A function from $A$ to $B$ is defined to be a subset of $A\times B$ (the set of ordered pairs whose first element is in $A$, and whose second element is in $B$) satisfying the following two properties: first, for all $x\in A$, there exists $y\in B$ such that $(x,y)\in f$. Second, if $(x,y), (x,y')\in f$ for some $x\in A, y,y'\in B$, then $y=y'$. The first property prevents us from having functions with "undefined" values.

Your reasoning with the function $f(x)=\frac 1 x$ is valid if we consider $f$ to be a function from $\mathbb{R}\backslash\{0\}$ to itself. Otherwise, if we tried to consider $0$ to be part of the domain of $f$, then $f(0)$ cannot even be defined, so you can't say that $y=f(x)$.

Everything above is based off of the standard notion of a function. The concept of a partial function exists (which is given by dropping the first requirement for a function), which allows for some points to have "undefined" values.

Answer 4

You can think of functions as arrows from one set $A$ to an other set $B$ such that in every element of $A$ starts exactly one arrow. The inverse function, if it exists, reverses the arrows such that the direction of the arrows change: the arrows start now in $B$. However, if $f$ is not surjective, then there are elements in $B$ that do not receive an arrow starting in $A$. Then, you cannot reverse the arrows because by definition of a function, in every element of $B$ an arrow must start.

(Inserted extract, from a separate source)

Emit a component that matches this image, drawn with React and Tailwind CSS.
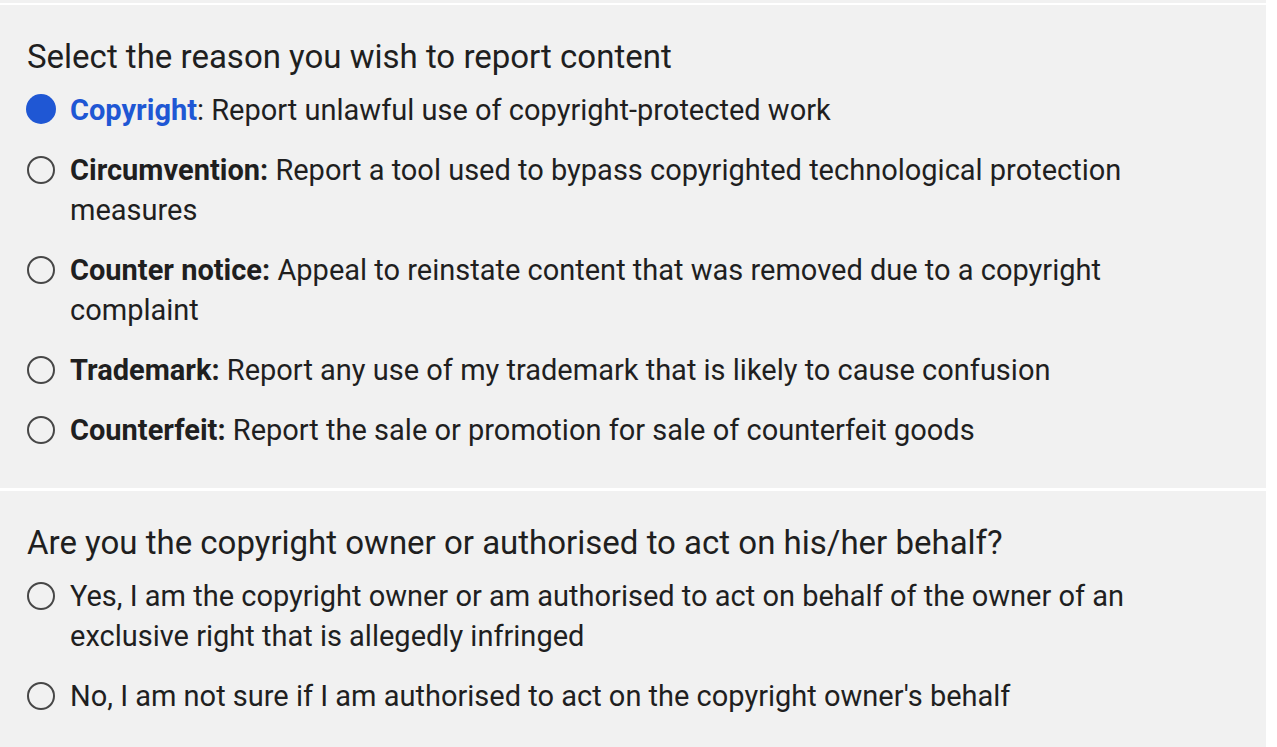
import React from "react";

const font = { fontFamily: "Roboto, 'Noto Sans', sans-serif" };

function Radio({ checked }) {
  return checked ? (
    <span className="mt-[4px] block h-[30px] w-[30px] shrink-0 rounded-full bg-[#1f57d4] -ml-[1px] -mr-[1px]" />
  ) : (
    <span className="mt-[6px] block h-[28px] w-[28px] shrink-0 rounded-full border-2 border-[#474747]" />
  );
}

function Option({ checked, label, children }) {
  return (
    <div className="flex items-start gap-[15px]">
      <Radio checked={checked} />
      <p className="text-[29px] leading-[40px] text-[#1f1f1f]">
        {label}
        {children}
      </p>
    </div>
  );
}

export default function App() {
  return (
    <div className="min-h-screen bg-white pr-[11px]" style={font}>
      <div className="h-[3px] bg-[#f1f1f1]" />
      <div className="mt-[2px] bg-[#f1f1f1] pl-[27px] pr-[64px] pt-[32px] pb-[38px]">
        <h2 className="text-[33px] font-normal leading-[40px] text-[#1f1f1f]">
          Select the reason you wish to report content
        </h2>
        <div className="mt-[13px] flex flex-col gap-[20px]">
          <Option
            checked
            label={<span className="font-bold text-[#1f57d4]">Copyright</span>}
          >
            : Report unlawful use of copyright-protected work
          </Option>
          <Option label={<span className="font-bold">Circumvention:</span>}>
            {" "}Report a tool used to bypass copyrighted technological protection measures
          </Option>
          <Option label={<span className="font-bold">Counter notice:</span>}>
            {" "}Appeal to reinstate content that was removed due to a copyright complaint
          </Option>
          <Option label={<span className="font-bold">Trademark:</span>}>
            {" "}Report any use of my trademark that is likely to cause confusion
          </Option>
          <Option label={<span className="font-bold">Counterfeit:</span>}>
            {" "}Report the sale or promotion for sale of counterfeit goods
          </Option>
        </div>
      </div>
      <div className="mt-[3px] min-h-[256px] bg-[#f1f1f1] pl-[27px] pr-[64px] pt-[32px] pb-[40px]">
        <h2 className="text-[33px] font-normal leading-[40px] text-[#1f1f1f]">
          Are you the copyright owner or authorised to act on his/her behalf?
        </h2>
        <div className="mt-[13px] flex flex-col gap-[20px]">
          <Option label="">
            Yes, I am the copyright owner or am authorised to act on behalf of the owner of an exclusive right that is allegedly infringed
          </Option>
          <Option label="">
            No, I am not sure if I am authorised to act on the copyright owner's behalf
          </Option>
        </div>
      </div>
    </div>
  );
}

In short: every element of the domain of a function MUST be mapped to a certain value.

Answer 5

Because, while such functions look like inverses in a lot of ways, they don't actually satisfy the definition.

Let's look at the first example you give.

First of all, "undefined" isn't a valid output for a function: by definition, a function must be defined on its whole domain.

We can get around this by having $g$ send $4$ to some random element of $A$ - say, $a$. This causes two problems. The first problem is that $g$ isn't unique anymore: we have three different choices for $g$, since we have three different choices for where $4$ goes.

Another problem, closely related, is seen by looking at the definition of the inverse function:

$g: B\rightarrow A$ is the inverse of $f: A\rightarrow B$ if (i) for all $x\in A$ we have $(g\circ f)(x)=x$ and (ii) for all $y\in B$ we have $(f\circ g)(y)=y$. Or, using somewhat different notation, (i) $g\circ f=id_X$ and (ii) $f\circ g=id_Y$.

It's this second clause which is a problem if $f$ isn't surjective: no matter where $g$ sends $4$, we don't have $(f\circ g)(4)=4$ (e.g. if $g(4)=a$ then $(f\circ g)(4)=1$).

Now, there are also left and right inverses. In the example you give, we do have $g\circ f=id_X$; this means that $g$ is a left inverse of $f$, and $f$ is a right inverse of $g$. But this is quite different from an actual inverse. Also, it's not unique: a function may have many left- or right-inverses.

That said, for applications it's often true that a one-sided inverse is enough, and we don't need a genuine inverse; one setting where this crops up a lot is trigonometry, where it's useful to consider the one-sided inverses of trig functions (arctan, arcsin, arccos, ...) which don't have genuine inverses.